▶ **Available records**:
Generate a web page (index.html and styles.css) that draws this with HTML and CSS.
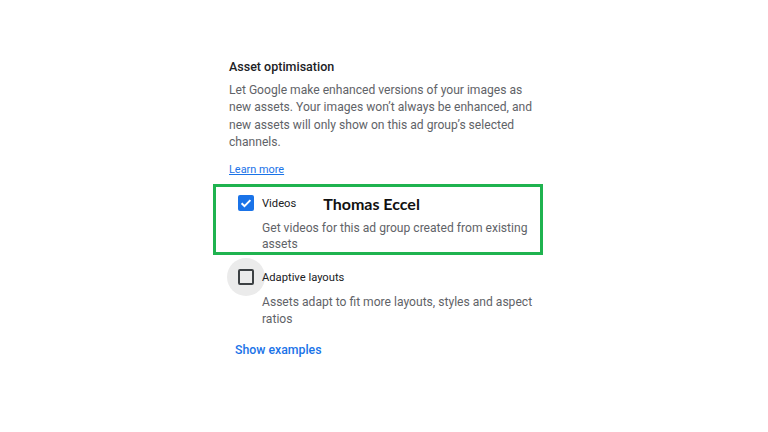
FILE: index.html
```html
<!DOCTYPE html>
<html>
<head>
<meta charset="utf-8">
<link rel="stylesheet" href="styles.css">
</head>
<body>
<div class="page">
  <div class="title">Asset optimisation</div>
  <p class="desc">Let Google make enhanced versions of your images as new assets. Your images won’t always be enhanced, and new assets will only show on this ad group’s selected channels.</p>
  <a class="learn" href="#">Learn more</a>
  <div class="option highlight">
    <div class="row">
      <span class="check checked"><svg width="16" height="16" viewBox="0 0 16 16"><path d="M3.6 8.2l2.9 2.9 5.9-6" fill="none" stroke="#fff" stroke-width="2"/></svg></span>
      <span class="label">Videos</span>
      <span class="name">Thomas Eccel</span>
    </div>
    <p class="opt-desc tight">Get videos for this ad group created from existing assets</p>
  </div>
  <div class="option plain">
    <div class="row">
      <span class="check unchecked"></span>
      <span class="label">Adaptive layouts</span>
    </div>
    <p class="opt-desc">Assets adapt to fit more layouts, styles and aspect ratios</p>
  </div>
  <a class="show" href="#">Show examples</a>
</div>
</body>
</html>
```
FILE: styles.css
```css
html, body { margin: 0; padding: 0; background: #fff; }
body { font-family: Roboto, "Liberation Sans", sans-serif; width: 768px; height: 432px; overflow: hidden; }
.page { padding: 58px 0 0 229px; display: flex; flex-direction: column; align-items: flex-start; }
.title { font-size: 12.5px; line-height: 18px; font-weight: 500; color: #202124; }
.desc { margin: 6px 0 0; width: 310px; font-size: 12.1px; line-height: 17.3px; color: #5f6368; }
.learn { margin-top: 10px; font-size: 10.9px; line-height: 18px; color: #1a73e8; text-decoration: underline; }
.option { display: flex; flex-direction: column; }
.highlight { margin: 5px 0 0 -16px; width: 330px; box-sizing: border-box; border: 3px solid #1fb34f; padding: 6px 0 0 22px; }
.plain { margin: 12px 0 0 9px; }
.row { display: flex; align-items: center; height: 20px; isolation: isolate; }
.check { width: 16px; height: 16px; box-sizing: border-box; border-radius: 2px; position: relative; flex: none; }
.check svg { display: block; }
.checked { background: #1a73e8; }
.unchecked { border: 2px solid #3c4043; }
.unchecked::before { content: ""; position: absolute; left: -13px; top: -13px; width: 38px; height: 38px; border-radius: 50%; background: #ebebeb; z-index: -1; }
.label { margin-left: 8px; font-size: 11.2px; color: #202124; }
.name { margin-left: 27px; font-family: Lato, "Open Sans", sans-serif; font-weight: 700; font-size: 16px; color: #111; }
.opt-desc { margin: 6.5px 0 0 24px; width: 280px; font-size: 12.1px; line-height: 17px; color: #5f6368; }
.opt-desc.tight { margin-top: 7px; line-height: 16px; }
.show { margin: 13.5px 0 0 6px; font-size: 12.3px; line-height: 18px; font-weight: 500; color: #1a73e8; text-decoration: none; }
```
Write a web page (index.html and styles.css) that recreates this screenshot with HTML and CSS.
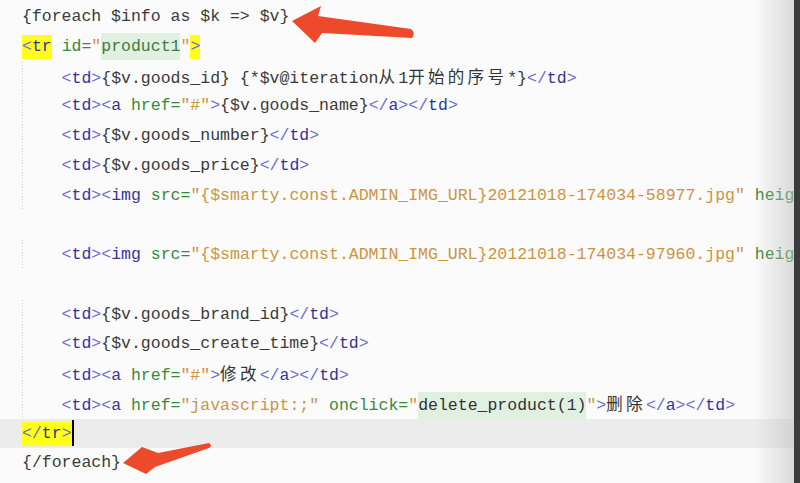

▶ **Objective**: State how many lines of the listing include "that", and nothing more.

▶ **Reply to the exercise**: 2